Penataan kota melalui pembangunan jalan baru ini diiringi dengan penyediaan fasilitas publik berupa taman kota. Sebagai ruang terbuka hijau dan tempat bertemunya masyarakat, taman-taman kota di Surabaya menjadi tempat favorit baru, baik untuk rekreasi maupun aktivitas sosial budaya.
Taman kota
Taman Bungkul merupakan ikon baru Surabaya. Taman seluas 900 meter persegi ini pada November 2013 mendapat penghargaan dari Perserikatan Bangsa-Bangsa (PBB) yaitu The 2013 Asian Townscape Award (ATA), sebagai taman terbaik se-Asia. Taman yang semula hanya hanya ruang terbuka hijau dengan komplek makam Sunan Bungkul di bagian belakang, kini menjelma indah dan tempat berkumpulnya elemen warga berbagai usia.
“Taman aktif jumlahnya 70 lebih, sedangkan yang bukan taman aktif ratusan.

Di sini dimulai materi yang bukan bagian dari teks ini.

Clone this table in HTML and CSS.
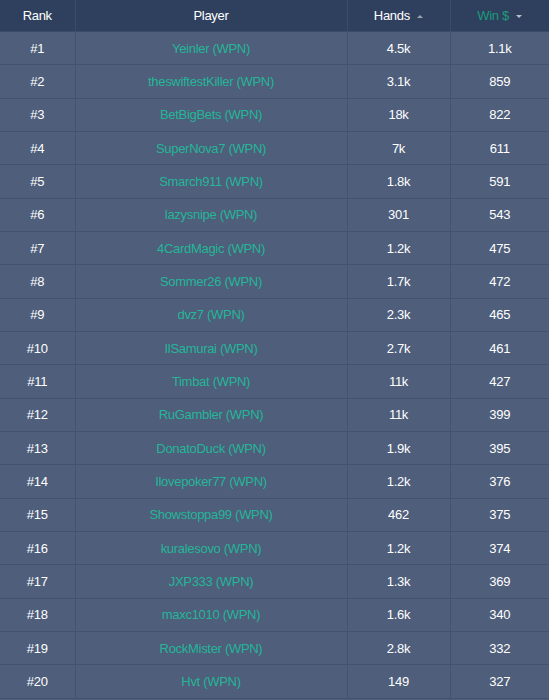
FILE: index.html
```html
<!DOCTYPE html>
<html>
<head>
<meta charset="utf-8">
<link rel="stylesheet" href="styles.css">
</head>
<body>
<table class="board">
  <colgroup>
    <col class="c-rank"><col class="c-player"><col class="c-hands"><col class="c-win">
  </colgroup>
  <thead>
    <tr>
      <th>Rank</th>
      <th>Player</th>
      <th>Hands <span class="caret up"></span></th>
      <th class="active">Win $ <span class="caret down"></span></th>
    </tr>
  </thead>
  <tbody>
    <tr><td>#1</td><td class="player">Yeinler (WPN)</td><td>4.5k</td><td>1.1k</td></tr>
    <tr><td>#2</td><td class="player">theswiftestKiller (WPN)</td><td>3.1k</td><td>859</td></tr>
    <tr><td>#3</td><td class="player">BetBigBets (WPN)</td><td>18k</td><td>822</td></tr>
    <tr><td>#4</td><td class="player">SuperNova7 (WPN)</td><td>7k</td><td>611</td></tr>
    <tr><td>#5</td><td class="player">Smarch911 (WPN)</td><td>1.8k</td><td>591</td></tr>
    <tr><td>#6</td><td class="player">lazysnipe (WPN)</td><td>301</td><td>543</td></tr>
    <tr><td>#7</td><td class="player">4CardMagic (WPN)</td><td>1.2k</td><td>475</td></tr>
    <tr><td>#8</td><td class="player">Sommer26 (WPN)</td><td>1.7k</td><td>472</td></tr>
    <tr><td>#9</td><td class="player">dvz7 (WPN)</td><td>2.3k</td><td>465</td></tr>
    <tr><td>#10</td><td class="player">IlSamurai (WPN)</td><td>2.7k</td><td>461</td></tr>
    <tr><td>#11</td><td class="player">Timbat (WPN)</td><td>11k</td><td>427</td></tr>
    <tr><td>#12</td><td class="player">RuGambler (WPN)</td><td>11k</td><td>399</td></tr>
    <tr><td>#13</td><td class="player">DonatoDuck (WPN)</td><td>1.9k</td><td>395</td></tr>
    <tr><td>#14</td><td class="player">Ilovepoker77 (WPN)</td><td>1.2k</td><td>376</td></tr>
    <tr><td>#15</td><td class="player">Showstoppa99 (WPN)</td><td>462</td><td>375</td></tr>
    <tr><td>#16</td><td class="player">kuralesovo (WPN)</td><td>1.2k</td><td>374</td></tr>
    <tr><td>#17</td><td class="player">JXP333 (WPN)</td><td>1.3k</td><td>369</td></tr>
    <tr><td>#18</td><td class="player">maxc1010 (WPN)</td><td>1.6k</td><td>340</td></tr>
    <tr><td>#19</td><td class="player">RockMister (WPN)</td><td>2.8k</td><td>332</td></tr>
    <tr><td>#20</td><td class="player">Hvt (WPN)</td><td>149</td><td>327</td></tr>
  </tbody>
</table>
</body>
</html>
```
FILE: styles.css
```css
html, body {
  margin: 0;
  padding: 0;
  background: #4e5e7b;
}
.board {
  width: 549px;
  border-collapse: collapse;
  table-layout: fixed;
  font-family: "Liberation Sans", Arial, sans-serif;
  font-size: 13px;
  letter-spacing: -0.3px;
  color: #ffffff;
}
.c-rank { width: 75px; }
.c-player { width: 272px; }
.c-hands { width: 103px; }
.c-win { width: 99px; }
.board th,
.board td {
  text-align: center;
  padding: 0 4px;
  border-left: 1px solid #43536e;
  border-bottom: 1px solid #43536e;
}
.board th:first-child,
.board td:first-child {
  border-left: none;
}
.board thead th {
  background: #2f405e;
  height: 31px;
  font-weight: normal;
  border-left-color: #3b4c69;
  border-bottom-color: #3b4c69;
}
.board th.active {
  color: #1a9b7a;
}
.board tbody td {
  background: #4e5e7b;
  height: 32.33px;
}
.board td.player {
  color: #25b697;
}
.caret {
  display: inline-block;
  width: 0;
  height: 0;
  margin-left: 4px;
  vertical-align: middle;
  border-left: 3.5px solid transparent;
  border-right: 3.5px solid transparent;
}
.caret.up {
  border-bottom: 3px solid #9aa4b3;
}
.caret.down {
  border-top: 3px solid #b7bfcb;
}
```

Ini belum termasuk hutan kota yang kami buat di Balas Klumprik dan di bekas TPA Sukolilo,” jelas Risma.
Pembenahan sungai atau Kali Mas di Surabaya juga jadi perhatian Pemerintah Kota Surabaya. “Kita ingin pintu air di ujung Petekan, tetap terjaga ketinggian airnya sehingga tidak terpengaruh pasang surut air laut. Perlahan, akan kita tata,” ujar wali kota wanita pertama Surabaya ini.
Sampah untuk energi listrik
Pemanfaatan sampah sebagai energi listrik merupakan program baru pemerintah kota. Rumah Kompos Bratang, yang terletak di kawasan Taman Flora-Kebun Bibit merupakan proyek percontohannnya.

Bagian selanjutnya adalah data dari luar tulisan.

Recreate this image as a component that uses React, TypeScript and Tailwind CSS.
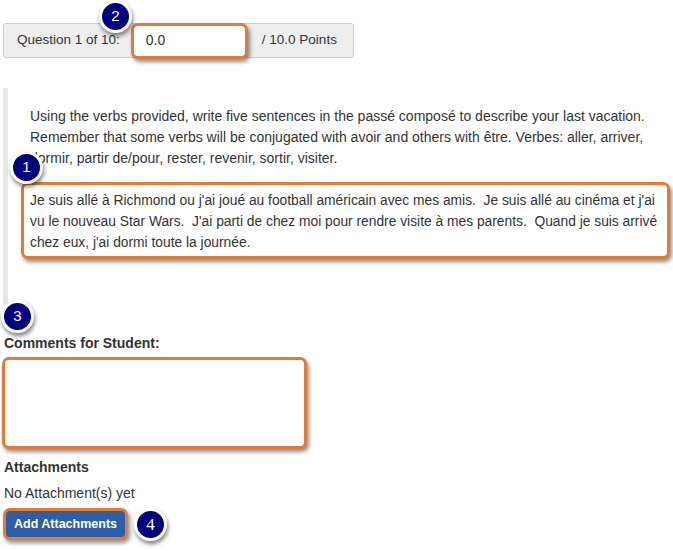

Sampah yang diolah, menghasilkan energi listrik sekitar 4.000 watt yang cukup sebagai penerangan jalan umum dan lampu di Taman Flora. Butuh sekitar 70 kilogram ranting kering dan sampah plastik yang dibakar, untuk dapat menghasilkan energi listrik setiap harinya. “Sampah sebagai bahan bakarnya, sementara asap dan gas yang dihasilkan menggerakkan generator yang menghasilkan listrik,” kata Khalid Buchori, Kepala Dinas Kebersihan dan Pertamanan (DKP) Kota Surabaya.
Menurut Khalid, partisipasi masyarakat secara efektif daapt mengurangi volume sampah per harinya sekitar 200-300 ton dari total 1.800 sampah yang dibawa ke Tempat Pembuangan Akhir (TPA) Benowo. “TPA ini akan mengasilkan listrik sebesar 10 mega watt.”
Risma menambahkan, rencananya, akan ada dua rumah kompos lagi yang akan difungsikan sebagai penghasil energi listrik. Total, ada 23 rumah kompos yang dikelola DKP nantinya.
Energi alternatif
Ketua Pusat Studi Lingkungan Universitas Surabaya, Yunus Fransiscus, berpendapat sampah yang dihasilkan penduduk Surabaya harus dapat diubah menjadi produk bernilai. Kompos dan biogas merupakan produk yang saat ini banyak dibuat masyarakat.
Yunus mengatakan, pemanfaatan sampah sebagai energi listrik sangat mungkin dilakukan. “Tidak hanya sebagai biogas, tapi juga dijadikan refuse derived fuel (RDF) seperti arang yang hasil pembakarannya dapat dimanfaatkan sebagai pupuk.”
Yunus pun mengusulkan agar semua rumah kompos atau tempat pembuangan sementara sampah memiliki mesin pengubah sampah menjadi listrik kapasitas kecil. Energi yang dihasilkan ini nantinya digunakan untuk membantu masyarakat miskin yang rumahnya belum dialiri listrik.